Aim: Leave out every picture and restate word for word the lines from the one with "Recreate this image" to the final line.

* Start Record extracts *

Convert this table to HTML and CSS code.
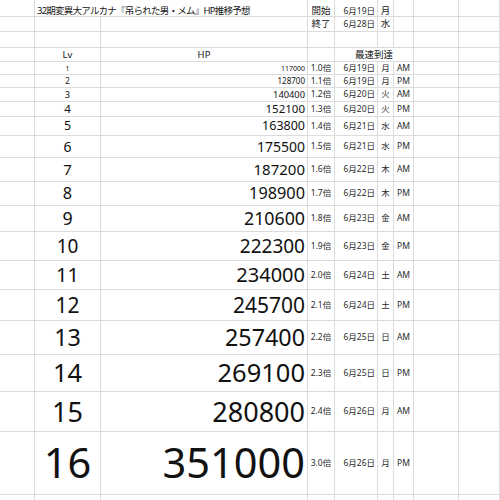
FILE: index.html
```html
<!DOCTYPE html>
<html lang="ja">
<head>
<meta charset="utf-8">
<link rel="stylesheet" href="styles.css">
</head>
<body>
<div class="sheet">
  <div class="row r-title">
    <div class="c"></div>
    <div class="c span2 left title">32期変異大アルカナ『吊られた男・メム』HP推移予想</div>
    <div class="c mid">開始</div>
    <div class="c right sm">6月19日</div>
    <div class="c mid">月</div>
    <div class="c"></div><div class="c"></div><div class="c"></div>
  </div>
  <div class="row">
    <div class="c"></div><div class="c"></div><div class="c"></div>
    <div class="c mid">終了</div>
    <div class="c right sm">6月28日</div>
    <div class="c mid">水</div>
    <div class="c"></div><div class="c"></div><div class="c"></div>
  </div>
  <div class="row">
    <div class="c"></div><div class="c"></div><div class="c"></div><div class="c"></div><div class="c"></div><div class="c"></div><div class="c"></div><div class="c"></div><div class="c"></div>
  </div>
  <div class="row">
    <div class="c"></div>
    <div class="c mid hd">Lv</div>
    <div class="c mid hd">HP</div>
    <div class="c"></div>
    <div class="c span3 mid hd">最速到達</div>
    <div class="c"></div><div class="c"></div>
  </div>
  <div class="row l1"><div class="c"></div><div class="c mid big">1</div><div class="c right big">117000</div><div class="c mid sm">1.0倍</div><div class="c right sm">6月19日</div><div class="c mid sm">月</div><div class="c mid sm">AM</div><div class="c"></div><div class="c"></div></div>
  <div class="row l2"><div class="c"></div><div class="c mid big">2</div><div class="c right big">128700</div><div class="c mid sm">1.1倍</div><div class="c right sm">6月19日</div><div class="c mid sm">月</div><div class="c mid sm">PM</div><div class="c"></div><div class="c"></div></div>
  <div class="row l3"><div class="c"></div><div class="c mid big">3</div><div class="c right big">140400</div><div class="c mid sm">1.2倍</div><div class="c right sm">6月20日</div><div class="c mid sm">火</div><div class="c mid sm">AM</div><div class="c"></div><div class="c"></div></div>
  <div class="row l4"><div class="c"></div><div class="c mid big">4</div><div class="c right big">152100</div><div class="c mid sm">1.3倍</div><div class="c right sm">6月20日</div><div class="c mid sm">火</div><div class="c mid sm">PM</div><div class="c"></div><div class="c"></div></div>
  <div class="row l5"><div class="c"></div><div class="c mid big">5</div><div class="c right big">163800</div><div class="c mid sm">1.4倍</div><div class="c right sm">6月21日</div><div class="c mid sm">水</div><div class="c mid sm">AM</div><div class="c"></div><div class="c"></div></div>
  <div class="row l6"><div class="c"></div><div class="c mid big">6</div><div class="c right big">175500</div><div class="c mid sm">1.5倍</div><div class="c right sm">6月21日</div><div class="c mid sm">水</div><div class="c mid sm">PM</div><div class="c"></div><div class="c"></div></div>
  <div class="row l7"><div class="c"></div><div class="c mid big">7</div><div class="c right big">187200</div><div class="c mid sm">1.6倍</div><div class="c right sm">6月22日</div><div class="c mid sm">木</div><div class="c mid sm">AM</div><div class="c"></div><div class="c"></div></div>
  <div class="row l8"><div class="c"></div><div class="c mid big">8</div><div class="c right big">198900</div><div class="c mid sm">1.7倍</div><div class="c right sm">6月22日</div><div class="c mid sm">木</div><div class="c mid sm">PM</div><div class="c"></div><div class="c"></div></div>
  <div class="row l9"><div class="c"></div><div class="c mid big">9</div><div class="c right big">210600</div><div class="c mid sm">1.8倍</div><div class="c right sm">6月23日</div><div class="c mid sm">金</div><div class="c mid sm">AM</div><div class="c"></div><div class="c"></div></div>
  <div class="row l10"><div class="c"></div><div class="c mid big">10</div><div class="c right big">222300</div><div class="c mid sm">1.9倍</div><div class="c right sm">6月23日</div><div class="c mid sm">金</div><div class="c mid sm">PM</div><div class="c"></div><div class="c"></div></div>
  <div class="row l11"><div class="c"></div><div class="c mid big">11</div><div class="c right big">234000</div><div class="c mid sm">2.0倍</div><div class="c right sm">6月24日</div><div class="c mid sm">土</div><div class="c mid sm">AM</div><div class="c"></div><div class="c"></div></div>
  <div class="row l12"><div class="c"></div><div class="c mid big">12</div><div class="c right big">245700</div><div class="c mid sm">2.1倍</div><div class="c right sm">6月24日</div><div class="c mid sm">土</div><div class="c mid sm">PM</div><div class="c"></div><div class="c"></div></div>
  <div class="row l13"><div class="c"></div><div class="c mid big">13</div><div class="c right big">257400</div><div class="c mid sm">2.2倍</div><div class="c right sm">6月25日</div><div class="c mid sm">日</div><div class="c mid sm">AM</div><div class="c"></div><div class="c"></div></div>
  <div class="row l14"><div class="c"></div><div class="c mid big">14</div><div class="c right big">269100</div><div class="c mid sm">2.3倍</div><div class="c right sm">6月25日</div><div class="c mid sm">日</div><div class="c mid sm">PM</div><div class="c"></div><div class="c"></div></div>
  <div class="row l15"><div class="c"></div><div class="c mid big">15</div><div class="c right big">280800</div><div class="c mid sm">2.4倍</div><div class="c right sm">6月26日</div><div class="c mid sm">月</div><div class="c mid sm">AM</div><div class="c"></div><div class="c"></div></div>
  <div class="row l16"><div class="c"></div><div class="c mid big">16</div><div class="c right big">351000</div><div class="c mid sm">3.0倍</div><div class="c right sm">6月26日</div><div class="c mid sm">月</div><div class="c mid sm">PM</div><div class="c"></div><div class="c"></div></div>
  <div class="row">
    <div class="c"></div><div class="c"></div><div class="c"></div><div class="c"></div><div class="c"></div><div class="c"></div><div class="c"></div><div class="c"></div><div class="c"></div>
  </div>
</div>
</body>
</html>
```
FILE: styles.css
```css
html, body {
  margin: 0;
  padding: 0;
  background: #ffffff;
}
body {
  width: 500px;
  height: 500px;
  overflow: hidden;
  font-family: "Noto Sans", "Noto Sans CJK JP", sans-serif;
  color: #161616;
}
.sheet {
  display: grid;
  width: 500px;
  grid-template-columns: 35px 66px 207px 27px 43px 16px 20px 45px 41px;
  grid-template-rows: 17px 15px 16px 14px 13px 13px 14px 15px 19px 22px 24px 24px 26px 29px 29px 31px 34px 37px 40px 63px 30px;
}
.row {
  display: contents;
}
.c {
  box-sizing: border-box;
  border-right: 1px solid #dcdcdc;
  border-bottom: 1px solid #dcdcdc;
  display: flex;
  align-items: center;
  white-space: nowrap;
  overflow: visible;
  font-size: 9.5px;
  line-height: 1;
  padding: 0 2px;
}
.left { justify-content: flex-start; }
.mid { justify-content: center; }
.right { justify-content: flex-end; }
.span2 { grid-column: span 2; }
.span3 { grid-column: span 3; }
.r-title .c { padding-top: 6px; }
.title { font-size: 9.5px; letter-spacing: -0.75px; }
.hd { font-size: 9.5px; }
.sm { font-size: 8.5px; color: #2a2a2a; }
.big { color: #111; }
.l1 .big { font-size: 7px; }
.l2 .big { font-size: 8px; }
.l3 .big { font-size: 9.3px; }
.l4 .big { font-size: 11.5px; }
.l5 .big { font-size: 12.5px; }
.l6 .big { font-size: 14px; }
.l7 .big { font-size: 15px; }
.l8 .big { font-size: 16.3px; }
.l9 .big { font-size: 17.8px; }
.l10 .big { font-size: 19px; }
.l11 .big { font-size: 20px; }
.l12 .big { font-size: 21px; }
.l13 .big { font-size: 23.3px; }
.l14 .big { font-size: 25.5px; }
.l15 .big { font-size: 27px; }
.l16 .big { font-size: 41.5px; }
```
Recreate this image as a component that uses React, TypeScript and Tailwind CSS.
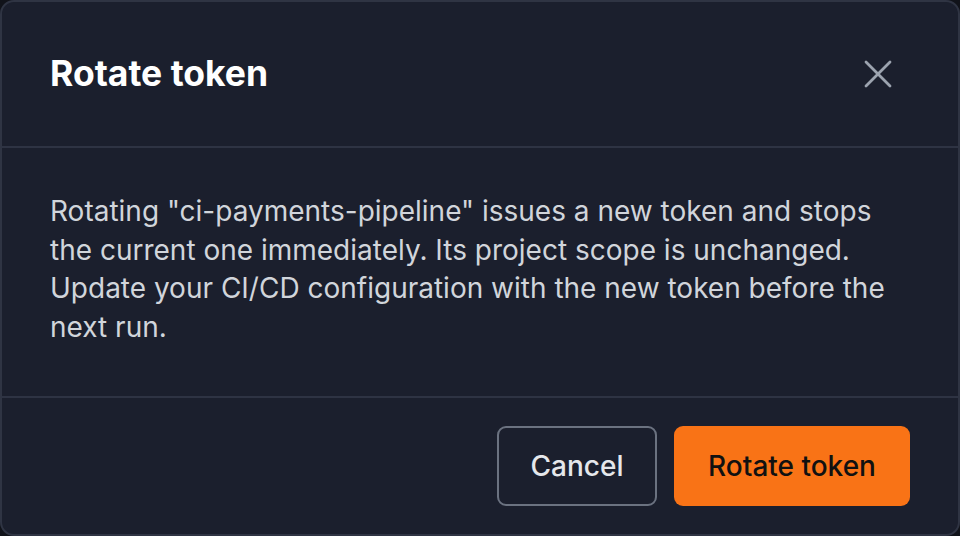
import React from 'react';
import { X } from 'lucide-react';

export default function App() {
  return (
    <div className="w-[960px] h-[536px] bg-[#11131a]" style={{ fontFamily: 'Inter, "Noto Sans", sans-serif' }}>
      <div className="w-full h-full flex flex-col rounded-[14px] border-2 border-[#2f3443] bg-[#1b1f2d] overflow-hidden">
        <div className="h-[146px] shrink-0 flex items-center justify-between pl-[48px] pr-[56px] border-b-2 border-[#2e3343]">
          <h2 className="text-[35.5px] font-bold text-white leading-none">Rotate token</h2>
          <button className="text-[#9ca3af]">
            <X size={48} strokeWidth={1.4} />
          </button>
        </div>

        <div className="flex-1 px-[48px] flex items-center">
          <p className="text-[28px] leading-[38.5px] text-[#d1d5db] -mt-[6px]">
            Rotating "ci-payments-pipeline" issues a new token and stops the current one immediately. Its project scope is unchanged. Update your CI/CD configuration with the new token before the next run.
          </p>
        </div>

        <div className="h-[138px] shrink-0 flex items-center justify-end gap-[17px] pr-[48px] border-t-2 border-[#2e3343]">
          <button className="h-[80px] w-[160px] rounded-[9px] border-2 border-[#6b7280] text-[28px] font-medium text-[#e5e7eb]">
            Cancel
          </button>
          <button className="h-[80px] w-[236px] rounded-[9px] bg-[#f97316] text-[28px] font-medium text-[#111111]">
            Rotate token
          </button>
        </div>
      </div>
    </div>
  );
}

* End Record extracts *

Result of this task:
Recreate this image as a component that uses React, TypeScript and Tailwind CSS.
import React from 'react';
import { X } from 'lucide-react';

export default function App() {
  return (
    <div className="w-[960px] h-[536px] bg-[#11131a]" style={{ fontFamily: 'Inter, "Noto Sans", sans-serif' }}>
      <div className="w-full h-full flex flex-col rounded-[14px] border-2 border-[#2f3443] bg-[#1b1f2d] overflow-hidden">
        <div className="h-[146px] shrink-0 flex items-center justify-between pl-[48px] pr-[56px] border-b-2 border-[#2e3343]">
          <h2 className="text-[35.5px] font-bold text-white leading-none">Rotate token</h2>
          <button className="text-[#9ca3af]">
            <X size={48} strokeWidth={1.4} />
          </button>
        </div>

        <div className="flex-1 px-[48px] flex items-center">
          <p className="text-[28px] leading-[38.5px] text-[#d1d5db] -mt-[6px]">
            Rotating "ci-payments-pipeline" issues a new token and stops the current one immediately. Its project scope is unchanged. Update your CI/CD configuration with the new token before the next run.
          </p>
        </div>

        <div className="h-[138px] shrink-0 flex items-center justify-end gap-[17px] pr-[48px] border-t-2 border-[#2e3343]">
          <button className="h-[80px] w-[160px] rounded-[9px] border-2 border-[#6b7280] text-[28px] font-medium text-[#e5e7eb]">
            Cancel
          </button>
          <button className="h-[80px] w-[236px] rounded-[9px] bg-[#f97316] text-[28px] font-medium text-[#111111]">
            Rotate token
          </button>
        </div>
      </div>
    </div>
  );
}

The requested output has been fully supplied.